Make sure you allocate a processor with at least 2 cores so that Windows 11 can install without problems.
Indeed, this is also part of the prerequisites of Windows 11.
Allocate at least 4 GB of RAM for this new virtual machine.
Otherwise, Windows 11 will not be able to install.
Choose the network type to use.
To make this virtual machine appear on the network as if it were a physical PC on your network, select "Use bridged networking".
Leave the type of SCSI controller recommended in this case by VMware Workstation Pro.
Leave the type of virtual hard disk selected by default.
Select : Create a new virtual disk.
Important : change the size of the virtual hard disk so that its size is at least 64 GB.
Which is a prerequisite for Windows 11.
Leave the default name of the virtual hard disk.
At the end of the wizard, click on "Customize Hardware".
Warning : in version 16.2.0, the "Customize Hardware" button doesn't work.
This is a bug that is only present in this version and has been fixed in the next version (16.2.1).
In short, if you have version 16.2.0 of VMware Workstation Pro, click on "Finish", then on : Edit virtual machine settings.
Select the virtual CD/DVD drive "New CD/DVD (SATA)", select "Use ISO image file" and select your Windows 11 ISO by clicking on : Browse.
Virtual machine for Windows 11 has been created.

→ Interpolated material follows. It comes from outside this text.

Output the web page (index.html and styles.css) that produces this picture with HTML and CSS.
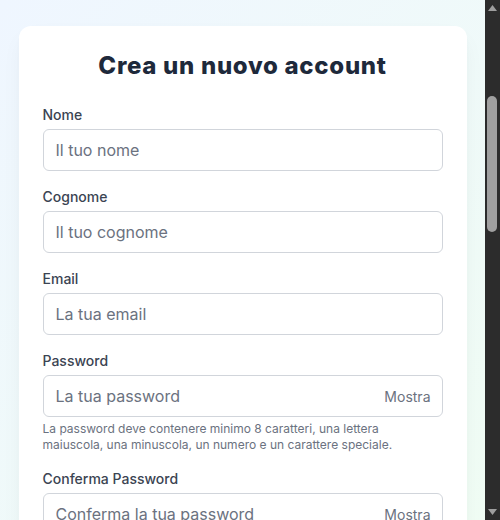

Warning : don't start it right away, because some additional modifications are still necessary for the Windows 11 installer to accept to install Windows 11 in your virtual machine.
To begin, click on : Edit virtual machine settings.
In the "Virtual Machine Settings" window that appears, go to the "Options" tab and select the "Access Control" option.
Then, click on the "Encrypt" button to encrypt your virtual machine.
Provide a password to encrypt your virtual machine.
Your virtual machine is now encrypted.
Note that this is quick in this case since the VM is empty at the moment.
Then, go to the "Hardware" tab and click on the "Add" button.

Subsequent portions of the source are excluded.